FatBoy 04-27-2008 12:45 AM

Quote:

Originally Posted by Excaliber (Post 838398)
Starts to miss above 3000, whoa, big clue there, the mystery deepens, what does it all mean...

Any hint of a backfire condition (popping sound in the air cleaner/carb in particular), which is sometimes associated with a lean condition (among other things)?

There is another clue, is also runs on occasionally when it is turned off and then spits back through the carb.

Another suggestion of lean mixture ?

Paul

Ron61 04-27-2008 02:30 AM

What is the water temp. of the engine after you drive it for a short time? The miss and other things are starting to sound more like maybe a timing or fuel issue.

Ron

Jac Mac 04-27-2008 02:43 AM

1. They wouldnt have left some 'soft' valve springs in for the run in period would they?
2. Some wally hasnt stuck a 3k check chip in you MSD by chance?
3. Has your MSD been rewired for a waterproof plug & the wires crossed in error?
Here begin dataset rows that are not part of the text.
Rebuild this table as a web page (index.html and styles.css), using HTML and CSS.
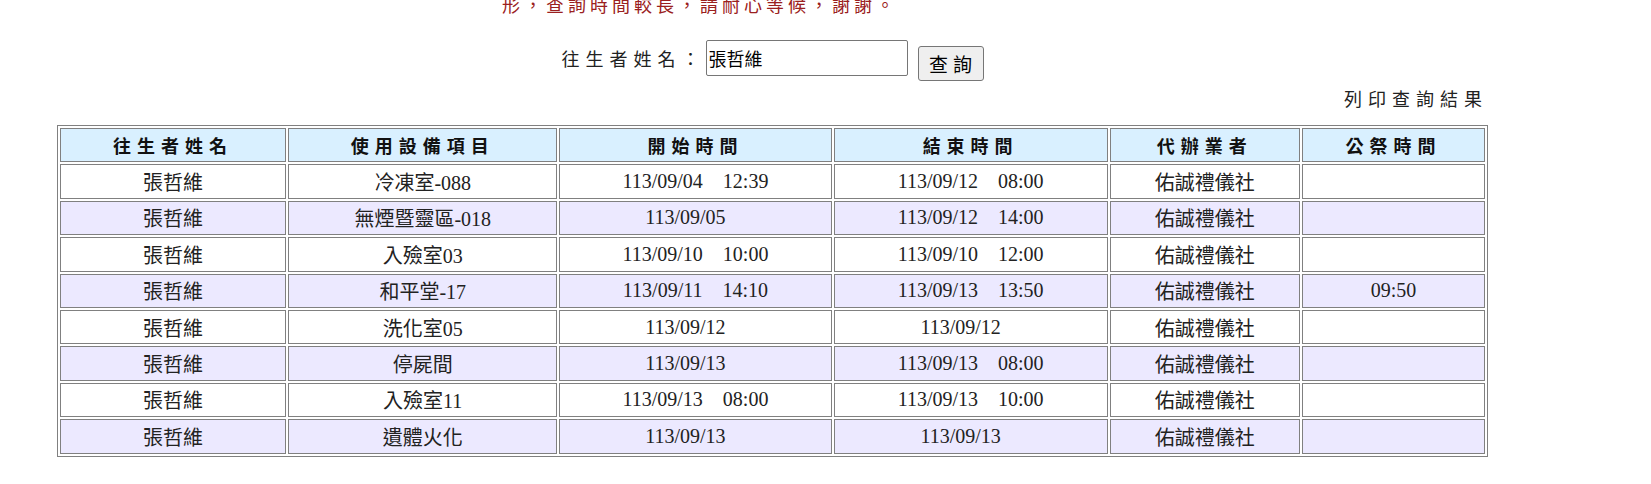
FILE: index.html
```html
<!DOCTYPE html>
<html lang="zh-Hant">
<head>
<meta charset="utf-8">
<title>查詢結果</title>
<link rel="stylesheet" href="styles.css">
</head>
<body>
<div class="page">
  <p class="notice">形，查詢時間較長，請耐心等候，謝謝。</p>
  <form class="search">
    <label class="search-label" for="name">往生者姓名：</label><input id="name" class="search-input" type="text" value="張哲維"><button type="button" class="search-btn">查詢</button>
  </form>
  <div class="print-row"><a class="print-link">列印查詢結果</a></div>
  <table class="result">
    <thead>
      <tr>
        <th class="c1">往生者姓名</th>
        <th class="c2">使用設備項目</th>
        <th class="c3">開始時間</th>
        <th class="c4">結束時間</th>
        <th class="c5">代辦業者</th>
        <th class="c6">公祭時間</th>
      </tr>
    </thead>
    <tbody>
      <tr>
        <td>張哲維</td><td>冷凍室-088</td><td>113/09/04&nbsp;&nbsp;&nbsp;&nbsp;12:39</td><td>113/09/12&nbsp;&nbsp;&nbsp;&nbsp;08:00</td><td>佑誠禮儀社</td><td></td>
      </tr>
      <tr class="alt">
        <td>張哲維</td><td>無煙暨靈區-018</td><td>113/09/05&nbsp;&nbsp;&nbsp;&nbsp;</td><td>113/09/12&nbsp;&nbsp;&nbsp;&nbsp;14:00</td><td>佑誠禮儀社</td><td></td>
      </tr>
      <tr>
        <td>張哲維</td><td>入殮室03</td><td>113/09/10&nbsp;&nbsp;&nbsp;&nbsp;10:00</td><td>113/09/10&nbsp;&nbsp;&nbsp;&nbsp;12:00</td><td>佑誠禮儀社</td><td></td>
      </tr>
      <tr class="alt">
        <td>張哲維</td><td>和平堂-17</td><td>113/09/11&nbsp;&nbsp;&nbsp;&nbsp;14:10</td><td>113/09/13&nbsp;&nbsp;&nbsp;&nbsp;13:50</td><td>佑誠禮儀社</td><td>09:50</td>
      </tr>
      <tr>
        <td>張哲維</td><td>洗化室05</td><td>113/09/12&nbsp;&nbsp;&nbsp;&nbsp;</td><td>113/09/12&nbsp;&nbsp;&nbsp;&nbsp;</td><td>佑誠禮儀社</td><td></td>
      </tr>
      <tr class="alt">
        <td>張哲維</td><td>停屍間</td><td>113/09/13&nbsp;&nbsp;&nbsp;&nbsp;</td><td>113/09/13&nbsp;&nbsp;&nbsp;&nbsp;08:00</td><td>佑誠禮儀社</td><td></td>
      </tr>
      <tr>
        <td>張哲維</td><td>入殮室11</td><td>113/09/13&nbsp;&nbsp;&nbsp;&nbsp;08:00</td><td>113/09/13&nbsp;&nbsp;&nbsp;&nbsp;10:00</td><td>佑誠禮儀社</td><td></td>
      </tr>
      <tr class="alt">
        <td>張哲維</td><td>遺體火化</td><td>113/09/13&nbsp;&nbsp;&nbsp;&nbsp;</td><td>113/09/13&nbsp;&nbsp;&nbsp;&nbsp;</td><td>佑誠禮儀社</td><td></td>
      </tr>
    </tbody>
  </table>
</div>
</body>
</html>
```

FILE: styles.css
```css
html, body {
  margin: 0;
  padding: 0;
  background: #ffffff;
}

body {
  font-family: "Noto Sans CJK TC", "Noto Sans", sans-serif;
  color: #000;
  overflow: hidden;
}

.page {
  width: 1431px;
  margin-left: 57px;
}

.notice {
  margin: -8px 0 0 0;
  padding-left: 445px;
  font-size: 18px;
  line-height: 24px;
  letter-spacing: 4px;
  color: #9a2020;
}

.search {
  margin: 24px 0 0 0;
  text-align: center;
  font-size: 18px;
  line-height: 24px;
}

.search-label {
  letter-spacing: 6px;
  color: #222;
}

.search-input {
  box-sizing: border-box;
  width: 202px;
  height: 36px;
  margin: 0;
  padding: 0 2px;
  border: 1px solid #767676;
  border-radius: 2px;
  font-family: "Noto Sans CJK TC", sans-serif;
  font-size: 18px;
  color: #000;
  vertical-align: baseline;
}

.search-btn {
  box-sizing: border-box;
  width: 66px;
  height: 35px;
  margin: 0 0 0 10px;
  padding: 0 0 0 5px;
  border: 1px solid #767676;
  border-radius: 3px;
  background: #efefef;
  font-family: "Noto Sans CJK TC", sans-serif;
  font-size: 19px;
  letter-spacing: 5px;
  color: #000;
  vertical-align: -6px;
}

.print-row {
  margin-top: 5px;
  text-align: right;
  font-size: 18px;
  line-height: 24px;
}

.print-link {
  letter-spacing: 6px;
  color: #222;
}

.result {
  margin-top: 15px;
  width: 1431px;
  table-layout: fixed;
  border: 1px solid #808080;
  border-spacing: 2px;
  border-collapse: separate;
}

.result th,
.result td {
  box-sizing: border-box;
  height: 34.4px;
  padding: 0;
  border: 1px solid #808080;
  text-align: center;
  vertical-align: middle;
}

.result th {
  background: #d9f0ff;
  font-family: "Liberation Sans", "Noto Sans CJK TC", sans-serif;
  font-size: 18px;
  font-weight: bold;
  letter-spacing: 6px;
  color: #111;
}

.result td {
  background: #ffffff;
  font-family: "Liberation Serif", "Noto Sans CJK TC", serif;
  font-size: 20px;
  color: #222;
}

.result tr.alt td {
  background: #ece9ff;
}

.c1 { width: 226px; }
.c2 { width: 269px; }
.c3 { width: 272px; }
.c4 { width: 274px; }
.c5 { width: 190px; }
.c6 { width: 183px; }
```
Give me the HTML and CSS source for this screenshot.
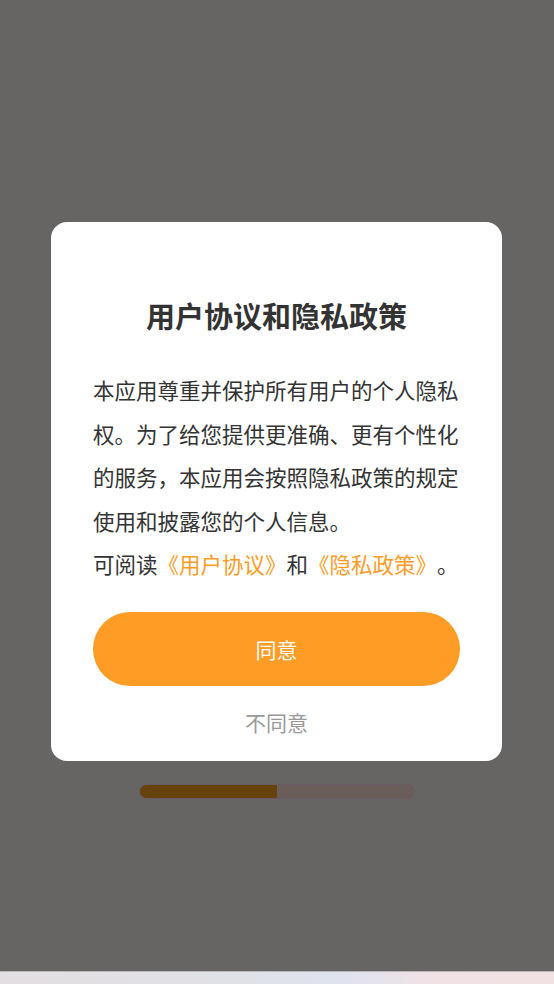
FILE: index.html
```html
<!DOCTYPE html>
<html lang="zh-CN">
<head>
<meta charset="utf-8">
<title>用户协议和隐私政策</title>
<link rel="stylesheet" href="styles.css">
</head>
<body>
<div class="screen">
  <main class="stage">
    <section class="dialog">
      <h1 class="title">用户协议和隐私政策</h1>
      <p class="body">本应用尊重并保护所有用户的个人隐私<br>权。为了给您提供更准确、更有个性化<br>的服务，本应用会按照隐私政策的规定<br>使用和披露您的个人信息。<br>可阅读<span class="link">《用户协议》</span>和<span class="link">《隐私政策》</span>。</p>
      <button class="agree">同意</button>
      <div class="disagree">不同意</div>
    </section>
    <div class="progress"><div class="fill" style="width:50%"></div></div>
  </main>
  <footer class="bottom"></footer>
</div>
</body>
</html>
```
FILE: styles.css
```css
html, body {
  margin: 0;
  padding: 0;
}
body {
  background: #666563;
  font-family: "Noto Sans CJK SC", "Noto Sans", sans-serif;
  text-spacing-trim: space-all;
}
.screen {
  height: 984px;
  display: flex;
  flex-direction: column;
}
.stage {
  flex: 1;
  display: flex;
  flex-direction: column;
  align-items: center;
  padding-top: 222px;
}
.dialog {
  width: 451px;
  box-sizing: border-box;
  background: #ffffff;
  border-radius: 16px;
  padding: 73px 42px 23px;
  display: flex;
  flex-direction: column;
  align-items: center;
  height: 539px;
  margin-right: 1px;
}
.title {
  margin: 0;
  font-size: 29px;
  line-height: 40px;
  font-weight: 700;
  color: #333333;
}
.body {
  margin: 33px 0 0;
  align-self: stretch;
  font-size: 21.5px;
  line-height: 43.5px;
  color: #333333;
  white-space: nowrap;
}
.link {
  color: #ff9c26;
}
.agree {
  margin-top: 26px;
  align-self: stretch;
  height: 74px;
  border: none;
  border-radius: 37px;
  background: #ff9c26;
  color: #ffffff;
  font-family: inherit;
  font-size: 21px;
  padding: 0;
}
.disagree {
  margin-top: 21px;
  font-size: 21px;
  line-height: 30px;
  color: #999999;
}
.progress {
  margin-top: 23px;
  width: 276px;
  height: 15px;
  box-sizing: border-box;
  border-radius: 8px;
  background: #6b5d59;
  border: 1px solid #6a5a64;
  overflow: hidden;
}
.fill {
  height: 100%;
  background: #66420c;
}
.bottom {
  height: 13px;
  border-top: 1px solid #b9b9bb;
  box-sizing: border-box;
  background: linear-gradient(90deg, #e3dee1 0%, #e0e1e6 40%, #dfe3ef 62%, #f1e1e5 78%, #f2e1e2 100%);
}
```
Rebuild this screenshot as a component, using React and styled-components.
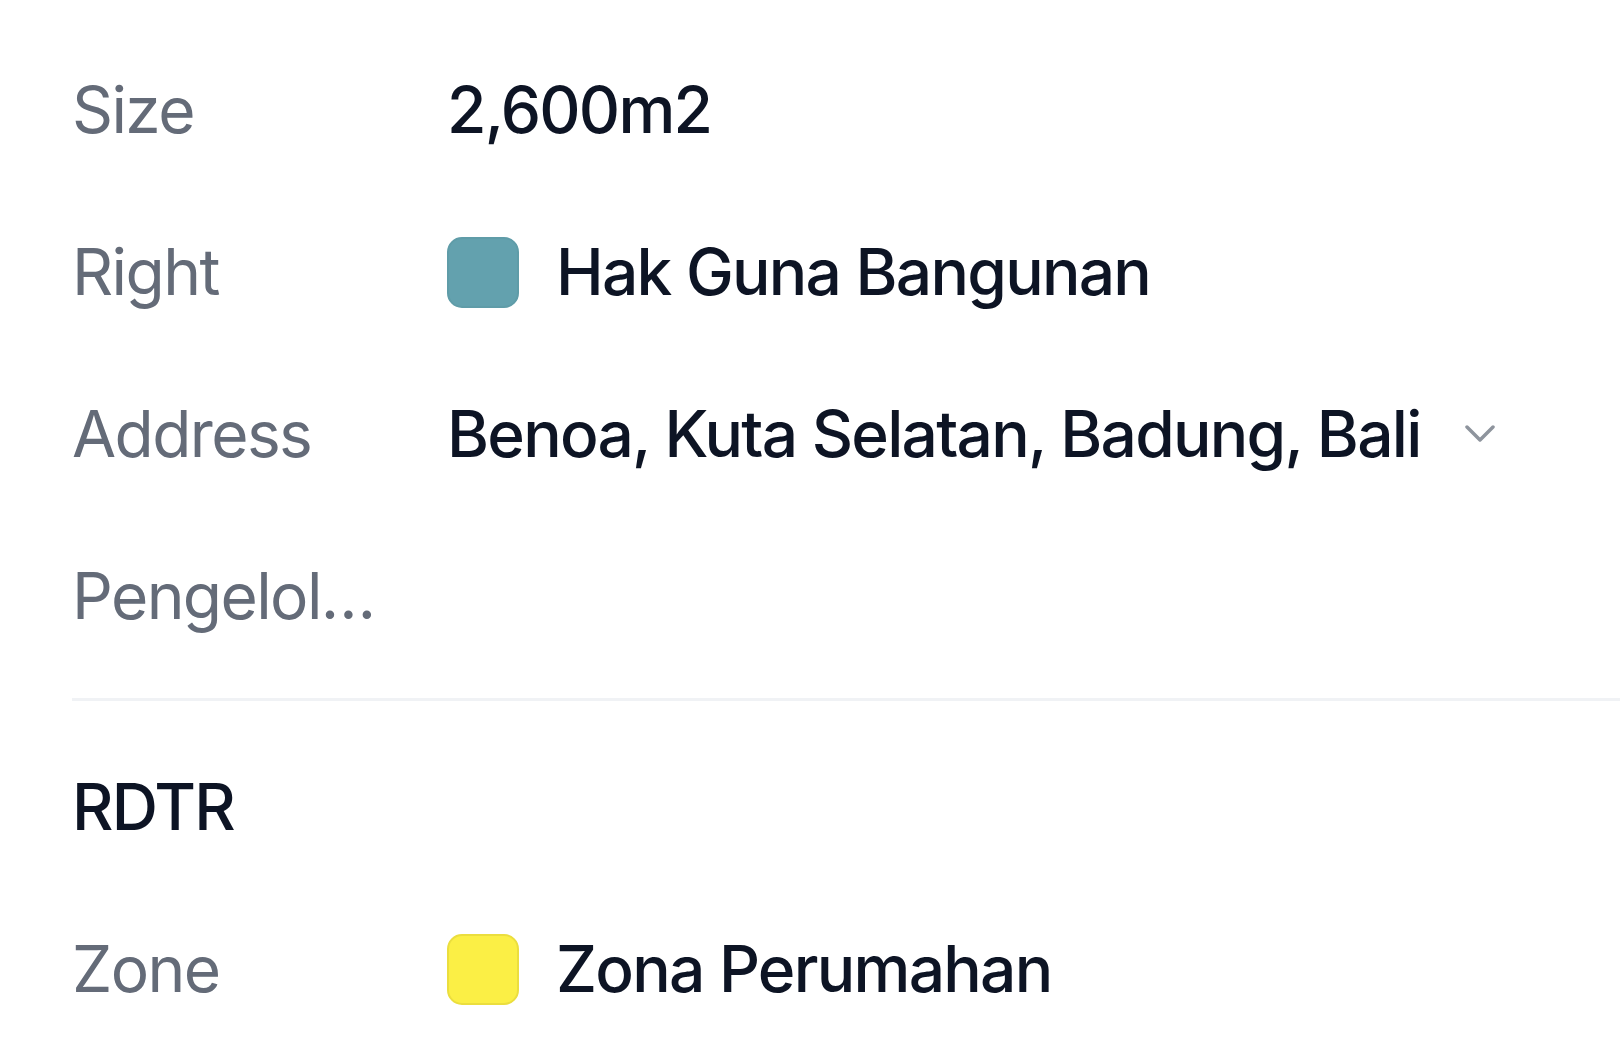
import React from "react";
import styled, { createGlobalStyle } from "styled-components";

const Global = createGlobalStyle`
  html, body { margin: 0; padding: 0; background: #ffffff; }
  body { font-family: Inter, "Noto Sans", "Liberation Sans", sans-serif; }
`;

const Panel = styled.div`
  padding: 29px 0 0 72px;
  display: flex;
  flex-direction: column;
`;

const Row = styled.div`
  display: grid;
  grid-template-columns: 310px 1fr;
  column-gap: 65px;
  align-items: center;
  height: 162px;
`;

const Label = styled.div`
  font-size: 64px;
  line-height: 80px;
  font-weight: 400;
  letter-spacing: -0.025em;
  color: #646b78;
  white-space: nowrap;
  overflow: hidden;
  text-overflow: ellipsis;
`;

const Value = styled.div`
  display: flex;
  align-items: center;
  gap: 37px;
  font-size: 64px;
  line-height: 80px;
  font-weight: 500;
  letter-spacing: -0.027em;
  color: #0d1424;
  white-space: nowrap;
`;

const Swatch = styled.span`
  flex: none;
  width: 72px;
  height: 71px;
  border-radius: 15px;
  box-sizing: border-box;
  background: ${(p) => p.$color};
  border: 2px solid ${(p) => p.$border};
`;

const Chevron = styled.svg`
  flex: none;
  width: 30px;
  height: 18px;
  margin-left: 7px;
`;

const Divider = styled.hr`
  border: none;
  height: 3px;
  background: #f0f2f5;
  margin: 21px 0 0 0;
`;

const Heading = styled.div`
  height: 162px;
  margin-top: 25px;
  display: flex;
  align-items: center;
  font-size: 64px;
  line-height: 80px;
  font-weight: 500;
  letter-spacing: -0.027em;
  color: #0d1424;
`;

export default function App() {
  return (
    <>
      <Global />
      <Panel>
        <Row>
          <Label>Size</Label>
          <Value>2,600m2</Value>
        </Row>
        <Row>
          <Label>Right</Label>
          <Value>
            <Swatch $color="#63a1ae" $border="#5f9ca8" />
            Hak Guna Bangunan
          </Value>
        </Row>
        <Row>
          <Label>Address</Label>
          <Value>
            Benoa, Kuta Selatan, Badung, Bali
            <Chevron viewBox="0 0 30 18" fill="none">
              <path
                d="M2 2 L15 15 L28 2"
                stroke="#8e949d"
                strokeWidth="3.5"
                strokeLinecap="round"
                strokeLinejoin="round"
              />
            </Chevron>
          </Value>
        </Row>
        <Row>
          <Label>Pengelola Aset</Label>
          <Value />
        </Row>
        <Divider />
        <Heading>RDTR</Heading>
        <Row>
          <Label>Zone</Label>
          <Value>
            <Swatch $color="#fbef45" $border="#ebde3e" />
            Zona Perumahan
          </Value>
        </Row>
      </Panel>
    </>
  );
}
Silverback51 04-27-2008 05:03 AM

What you are describing is exactly what mine was doing. After swapping out every piece in the ignition system except the the ignition switch, I found that it was the voltage regulator. It was spiking and causing the MSD box to go crazy.

Disconnect your alternator and see if the mis disappears.

Dwight 04-27-2008 05:59 AM

Drive it with out the air filter. See what happens.

Dwight

patrickt 04-27-2008 06:22 AM

Quote:

Originally Posted by FatBoy (Post 838397)
With regard to "reluctant to rev", by that I mean it lacks power and starts to miss above 3,000rpm.

3000 is when most of our FEs are just starting to wake up -- and throw in the dieseling and you've got some real clues. How 'bout bad fuel? Water, alcohol, crap in the fuel? Put a timing gun on it and double check your timing at idle; anything between 10 and 15 BTDC will pass for now. But I don't think it's a timing issue, I'm betting on fuel (that means condition of the fuel, carb. adjustment, and linkage) or the spark.

My427stang 04-27-2008 06:43 AM

If its missing above 3000, something is wrong, you are right to be concerned.

- Check your firing order closely
- Look under the cap for a burned rotor or rotor button in the cap
- Make sure you have the right MSD rev limiter in it if you run one
- If you run vac advance, disconnect it and try it, sometimes a partially broken wire on the module can intermittently break contact when vac advance pulls in
- Make sure all plug wires are separated so they cant cross fire
- Check for gross vacuum leaks
- Check all plug wire resistance
- Check valve train adjustment and/or bent pushrod

Naumoff 04-27-2008 06:59 AM

Quote:

Originally Posted by Johan (Post 838369)
Why not call Southern Automotive and ask them ? Did they build the carb ? What compression ratio ? Sounds more like a timing issue to me. What grade of gasoline are you running in it ?

Fatboy,

Have you done this yet? Please do so if you haven't. They will be very helpful.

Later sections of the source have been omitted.